First, protectionism always creates one clear loser: consumers. Whether as individuals or as firms, they pay more than a free market would dictate. Consider the results of the four principal tools of protectionism as experienced by consumers. Tariffs, by taxing the incoming import, raise the price paid by consumers for that good. Import quotas cap the amount of a given good that can be imported, protecting the ability of domestic firms to charge higher prices, again, paid by consumers. Export subsidies are tax dollars given to private firms so they can afford to sell their products more cheaply abroad than they do domestically. Lastly, individual or industry subsidies are devoted to encouraging the production of a good or service the government deems desirable—that is, of course, when they aren’t simply being doled out as favors to politically connected favorites.
Indeed, in virtually every instance the motivating impetus for the adoption of protectionist legislation is to be found in a core group of constituents who benefit from it. They are an example of what happens when the benefits of a policy are concentrated while the costs are diffused. A dollar here and a dollar there from every single citizen in the country over the course of years or even decades likely goes unnoticed by them, even though it adds up quickly, making the recipients eager to see the policy continued, whatever its public cost. Concentrating their focus and resources, small groups of wealthy beneficiaries effectively capture billions to split between themselves in this way.
It is a pernicious problem, and no industry is immune to the moral hazard of profitability by government welfare, through protection or subsidy rather than by working to improve products, methods, or management. Once entrenched, these policies are difficult to reverse. Consider the decades-long subsidy of mohair. Passed in 1954 in the name of national security, mohair being the key ingredient in US military fabrics, it was rendered irrelevant a decade later by the adoption of synthetic fibers. Still on the books in 1998, the subsidy was costing nearly $200 million dollars each year, over half of which went to the top 1 percent of producers. It continues in modified form to the present day.
The inefficiencies of protectionism are well known, and are part of why free trade results in greater economic growth than alternative protectionist regimes.
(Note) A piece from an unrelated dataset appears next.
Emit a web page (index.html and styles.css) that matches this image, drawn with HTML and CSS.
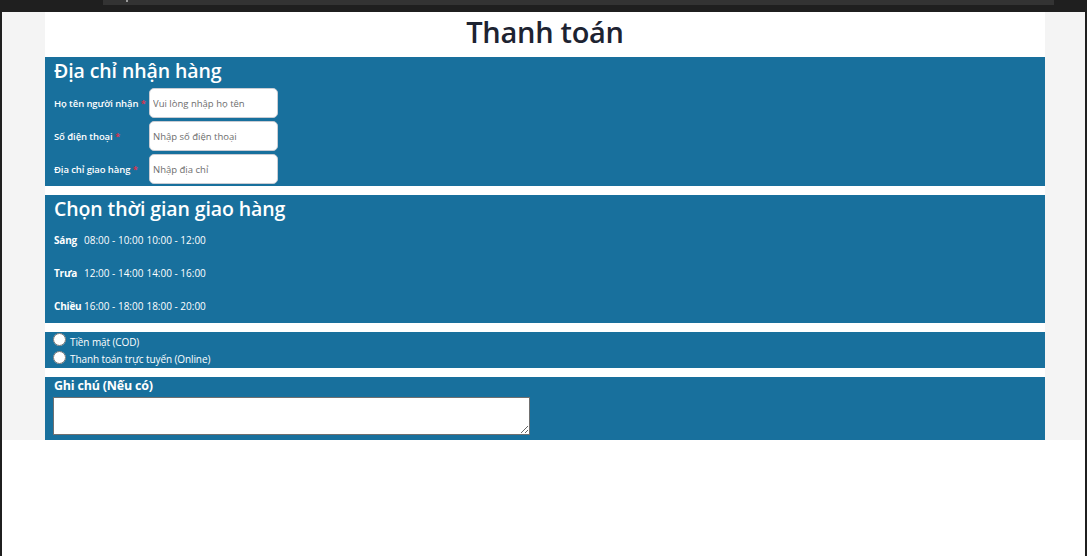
FILE: index.html
```html
<!DOCTYPE html>
<html lang="vi">
<head>
<meta charset="utf-8">
<title>Thanh toán</title>
<link rel="stylesheet" href="styles.css">
</head>
<body>
<div class="chrome"><div class="chrome-bar"><span class="chrome-dot"></span></div></div>
<div class="frame">
  <div class="page">
    <div class="container">
      <h1 class="title">Thanh toán</h1>
      <section class="panel address">
        <h2 class="panel-title">Địa chỉ nhận hàng</h2>
        <div class="field">
          <label class="field-label">Họ tên người nhận <span class="req">*</span></label>
          <input class="field-input" type="text" placeholder="Vui lòng nhập họ tên">
        </div>
        <div class="field">
          <label class="field-label">Số điện thoại <span class="req">*</span></label>
          <input class="field-input" type="text" placeholder="Nhập số điện thoại">
        </div>
        <div class="field">
          <label class="field-label">Địa chỉ giao hàng <span class="req">*</span></label>
          <input class="field-input" type="text" placeholder="Nhập địa chỉ">
        </div>
      </section>
      <section class="panel times">
        <h2 class="panel-title">Chọn thời gian giao hàng</h2>
        <div class="slot-row"><span class="slot-label">Sáng</span><span class="slot">08:00 - 10:00</span><span class="slot">10:00 - 12:00</span></div>
        <div class="slot-row"><span class="slot-label">Trưa</span><span class="slot">12:00 - 14:00</span><span class="slot">14:00 - 16:00</span></div>
        <div class="slot-row"><span class="slot-label">Chiều</span><span class="slot">16:00 - 18:00</span><span class="slot">18:00 - 20:00</span></div>
      </section>
      <section class="panel payment">
        <label class="pay-option"><input class="pay-radio" type="radio" name="pay"><span>Tiền mặt (COD)</span></label>
        <label class="pay-option"><input class="pay-radio" type="radio" name="pay"><span>Thanh toán trực tuyến (Online)</span></label>
      </section>
      <section class="panel note">
        <div class="note-title">Ghi chú (Nếu có)</div>
        <textarea class="note-input"></textarea>
      </section>
    </div>
  </div>
</div>
</body>
</html>
```
FILE: styles.css
```css
* { box-sizing: border-box; }
html, body { margin: 0; padding: 0; height: 100%; }
body {
  background: #ffffff;
  font-family: "Open Sans", "Noto Sans", sans-serif;
  display: flex;
  flex-direction: column;
}
.chrome {
  height: 12px;
  background: #1f1f1f;
  padding-left: 103px;
  padding-right: 33px;
  flex: none;
}
.chrome-bar {
  height: 5px;
  background: #333333;
  position: relative;
}
.chrome-dot {
  position: absolute;
  left: 23px;
  top: 0;
  width: 2px;
  height: 2px;
  background: #9a9a9a;
}
.frame {
  flex: 1;
  border-left: 2px solid #1f1f1f;
  border-right: 2px solid #1f1f1f;
  background: #ffffff;
}
.page {
  background: #f4f4f4;
  padding-left: 43px;
}
.container {
  width: 1000px;
  background: #ffffff;
  display: flex;
  flex-direction: column;
  gap: 9px;
}
.title {
  margin: 0;
  height: 36px;
  text-align: center;
  font-size: 29px;
  font-weight: 600;
  line-height: 39px;
  color: #1d2331;
  letter-spacing: -0.3px;
}
.panel {
  background: #18709d;
  color: #ffffff;
  padding: 0 9px;
}
.panel-title {
  margin: 0;
  font-size: 19.5px;
  font-weight: 600;
  line-height: 28px;
  letter-spacing: -0.1px;
}
.address { padding-bottom: 2px; }
.address .panel-title { margin-bottom: 3px; }
.field {
  display: flex;
  align-items: center;
  height: 30px;
  margin-bottom: 3px;
}
.field:last-child { margin-bottom: 0; }
.field-label {
  width: 95px;
  font-size: 9.5px;
  font-weight: 600;
  letter-spacing: -0.1px;
  white-space: nowrap;
}
.req { color: #e53049; }
.field-input {
  width: 129px;
  height: 30px;
  border: 1px solid #c9ccd3;
  border-radius: 5px;
  background: #ffffff;
  padding: 0 3px;
  font-family: "Open Sans", "Noto Sans", sans-serif;
  font-size: 9.5px;
  color: #333;
}
.field-input::placeholder { color: #6d6d6d; }
.times { padding-bottom: 1px; }
.times .panel-title { margin-bottom: 0; }
.slot-row {
  display: flex;
  align-items: center;
  height: 33px;
  font-size: 10px;
}
.slot-label {
  width: 30px;
  font-weight: 700;
  letter-spacing: -0.2px;
}
.slot { margin-right: 3px; letter-spacing: 0; }
.payment {
  padding: 1px 8px 0;
  display: flex;
  flex-direction: column;
  height: 36px;
}
.pay-option {
  display: flex;
  align-items: center;
  height: 18px;
  font-size: 10px;
  letter-spacing: -0.1px;
}
.pay-radio {
  margin: 0 4px 0 0;
  width: 13px;
  height: 13px;
  position: relative;
  top: -2px;
}
.note {
  height: 63px;
  padding: 0 8px;
}
.note-title {
  font-size: 12.5px;
  font-weight: 700;
  line-height: 17px;
  margin: 0 0 3px 1px;
  letter-spacing: -0.2px;
}
.note-input {
  display: block;
  width: 477px;
  height: 38px;
  border: 1px solid #707070;
  background: #ffffff;
  resize: both;
}
```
If it can be gotten for less elsewhere, competing US producers should shift capital toward increasing productivity in order to compete or else steer their capital into other profitable ventures; labor will follow, acquiring any new or necessary skills required to continue their employment should they choose. This is to say that the cost of free market efficiency and its higher standard of living is the occasional temporary dislocation of both capital and labor. If these processes are not artificially hindered by government policy, however, they will not come as sudden shocks, but will rather take place gradually over time. Firms seeking survival and profit maximization will take steps as necessary to adapt to changing conditions. Subsidies, tariffs, and quotas offer domestic firms an easy alternative to the work of proper management. And though they lead to an overall lower economic outcome, for the firm or industry in question the difference is irrelevant.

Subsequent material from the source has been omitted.